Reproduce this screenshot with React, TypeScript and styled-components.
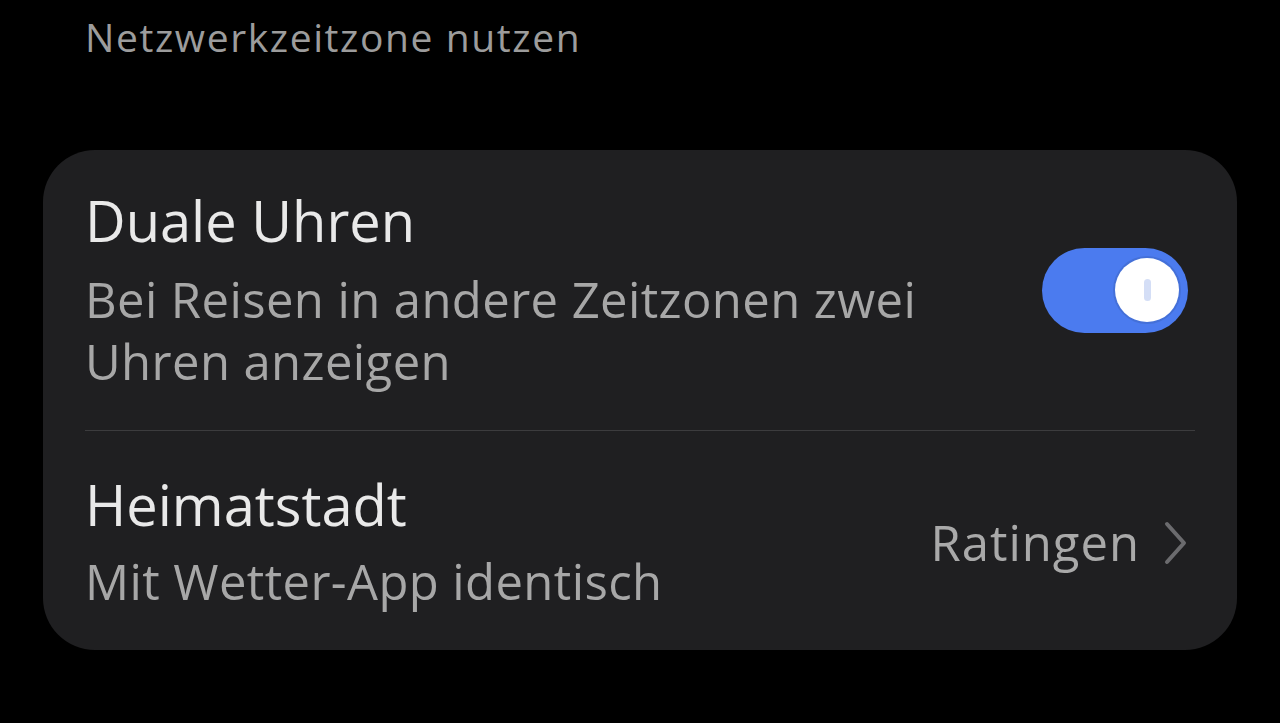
import React from "react";
import styled, { createGlobalStyle } from "styled-components";

const GlobalStyle = createGlobalStyle`
  html, body {
    margin: 0;
    padding: 0;
    background: #000;
  }
  body {
    font-family: "Open Sans", Roboto, "Liberation Sans", sans-serif;
    -webkit-font-smoothing: antialiased;
  }
`;

const Page = styled.div`
  width: 1280px;
  height: 723px;
  background: #000;
  overflow: hidden;
  display: flex;
  flex-direction: column;
`;

const Header = styled.div`
  padding: 11px 0 0 85px;
  height: 150px;
  flex-shrink: 0;
  box-sizing: border-box;
  font-size: 39px;
  line-height: 52px;
  letter-spacing: 1.6px;
  color: #9c9c9c;
`;

const Card = styled.div`
  margin: 0 43px;
  background: #1f1f21;
  border-radius: 52px;
  padding: 0 42px;
  display: flex;
  flex-direction: column;
`;

const Row = styled.div<{ $top: number; $bottom: number }>`
  display: flex;
  align-items: center;
  justify-content: space-between;
  padding: ${(p) => p.$top}px 7px ${(p) => p.$bottom}px 0;
`;

const TextCol = styled.div<{ $gap: number }>`
  display: flex;
  flex-direction: column;
  gap: ${(p) => p.$gap}px;
`;

const Title = styled.div`
  font-size: 56px;
  line-height: 64px;
  color: #e9e9e9;
`;

const Sub = styled.div`
  font-size: 49px;
  line-height: 62px;
  letter-spacing: 0.4px;
  color: #a7a7a7;
  max-width: 880px;
`;

const Divider = styled.div`
  height: 1px;
  background: #3c3c3e;
`;

const Toggle = styled.div`
  width: 146px;
  height: 85px;
  border-radius: 43px;
  background: #4b7bef;
  display: flex;
  align-items: center;
  justify-content: flex-end;
  padding-right: 9px;
  box-sizing: border-box;
  flex-shrink: 0;
`;

const Knob = styled.div`
  width: 64px;
  height: 64px;
  border-radius: 50%;
  background: #fff;
  box-shadow: 0 0 0 2px #4470d8;
  display: flex;
  align-items: center;
  justify-content: center;
`;

const KnobMark = styled.div`
  width: 7px;
  height: 22px;
  border-radius: 4px;
  background: #d4def6;
`;

const Value = styled.div`
  display: flex;
  align-items: center;
  gap: 24px;
  font-size: 49px;
  line-height: 62px;
  letter-spacing: 1px;
  color: #a9a9a9;
`;

const Chevron = styled.svg`
  display: block;
  margin-top: 2px;
`;

export default function App() {
  return (
    <>
      <GlobalStyle />
      <Page>
        <Header>Netzwerkzeitzone nutzen</Header>
        <Card>
          <Row $top={38} $bottom={38}>
            <TextCol $gap={16}>
              <Title>Duale Uhren</Title>
              <Sub>Bei Reisen in andere Zeitzonen zwei Uhren anzeigen</Sub>
            </TextCol>
            <Toggle>
              <Knob>
                <KnobMark />
              </Knob>
            </Toggle>
          </Row>
          <Divider />
          <Row $top={41} $bottom={38}>
            <TextCol $gap={14}>
              <Title>Heimatstadt</Title>
              <Sub>Mit Wetter-App identisch</Sub>
            </TextCol>
            <Value>
              Ratingen
              <Chevron width="24" height="44" viewBox="0 0 24 44" fill="none">
                <path
                  d="M3 3 L20 22 L3 41"
                  stroke="#6b6b6e"
                  strokeWidth="4"
                  strokeLinecap="round"
                  strokeLinejoin="round"
                />
              </Chevron>
            </Value>
          </Row>
        </Card>
      </Page>
    </>
  );
}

**WORK TO BE COMPLETED**
Lines containing the string "components" are to be selected and copied.

**EXERCISE ANSWER**
Reproduce this screenshot with React, TypeScript and styled-components.
import styled, { createGlobalStyle } from "styled-components";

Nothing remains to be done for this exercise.